# Oil train derailment in Heimdal, ND, 5/6/15



## CHamilton (May 6, 2015)

Fiery train derailment prompts evacuation of Heimdal, N.D.

This is south of the line used by the EB. It looks to be on the Surrey Cutoff.


----------



## CHamilton (May 6, 2015)

Confirmed from other sources that this is the KO Sub (Surrey Cutoff). I'm guessing that this will affect the Empire Builder as Surrey Cutoff traffic will need to detour via Devils Lake.


----------



## guest (May 6, 2015)

One more time again it is a good thing for BNSF that they have a way around this mess. They got a steal by playing 'hardball' and only having to pay a third of the cost of keeping the Devil's Lake Sub open.


----------



## aurbo (May 6, 2015)

There is both eastbound and westbound traffic going through Hillsboro and Devils Lake lines. This will likely slow down the EBs tonight. At the moment, all the sidings between Grand Forks and Fargo are full and I assume from grand forks to Devils lake are likewise.


----------



## andersone (May 7, 2015)

"I thought it was a tornado and told the wife we needed to head to the cellar" (paraphrase)

A very well written piece, who says rural news is dead?


----------



## Devil's Advocate (May 7, 2015)

guest said:


> One more time again it is a good thing for BNSF that they have a way around this mess. They got a steal by playing 'hardball' and only having to pay a third of the cost of keeping the Devil's Lake Sub open.


Yet another example of our move toward privatizing profits while socializing costs. The fleecing of taxpayers is as American as apple pie or trickle down ignorance.


----------



## fairviewroad (May 7, 2015)

aurbo said:


> There is both eastbound and westbound traffic going through Hillsboro and Devils Lake lines. This will likely slow down the EBs tonight.


This looks to be coming true. 7(6) just arrived Minot 7 hrs late, having lost 6 of those hours since departing Fargo.

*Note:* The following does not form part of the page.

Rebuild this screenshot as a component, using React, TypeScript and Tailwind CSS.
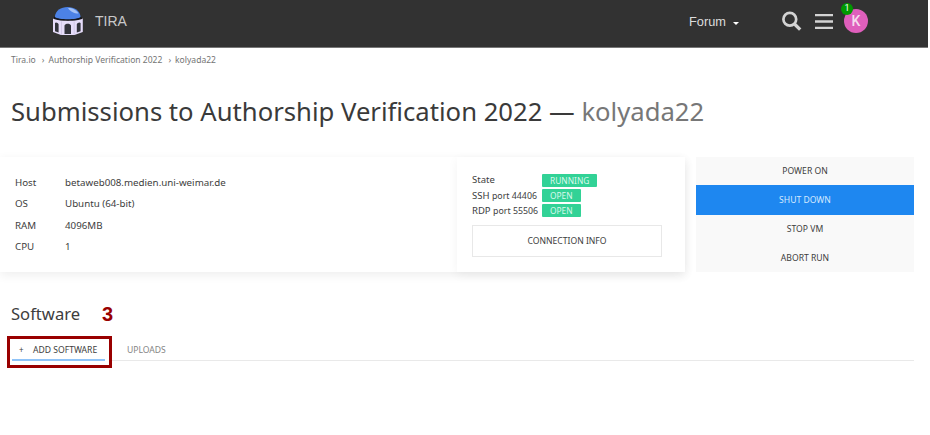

Meanwhile, 8(5) left Minot on time last night but lost 3 1/2 hours by the time it reached Fargo this morning.


----------



## SteveSFL (May 7, 2015)

Ugh. I'm on 7(7) and a delay long enough to screw my connection to the Coast Starlight in PDX will really funk up my trip since I'm then connecting to the Sunset Limited in LAX.

I wonder if they will turn 7(6) in Spokane and bus between there and SEA/PDX.

As long as I don't have a big bustitution I suppose I will be happy since Amtrak will eventually get me home and I'm not really in a hurry.


----------



## NW cannonball (May 8, 2015)

I'm getting worried about these low-flashpoint cargo --

The Bakken crude aint like the crude we use3d to know


----------



## Palmetto (May 12, 2015)

SteveSTX said:


> Ugh. I'm on 7(7) and a delay long enough to screw my connection to the Coast Starlight in PDX will really funk up my trip since I'm then connecting to the Sunset Limited in LAX.
> 
> I wonder if they will turn 7(6) in Spokane and bus between there and SEA/PDX.
> 
> As long as I don't have a big bustitution I suppose I will be happy since Amtrak will eventually get me home and I'm not really in a hurry.


How did the onward part of the trip go? I thought they might have put you on #27 down to Wishram or Pasco, then a bus down US 97 south to Chemult to catch up. They've done that before for northbound passengers on the Coast Starlight.


----------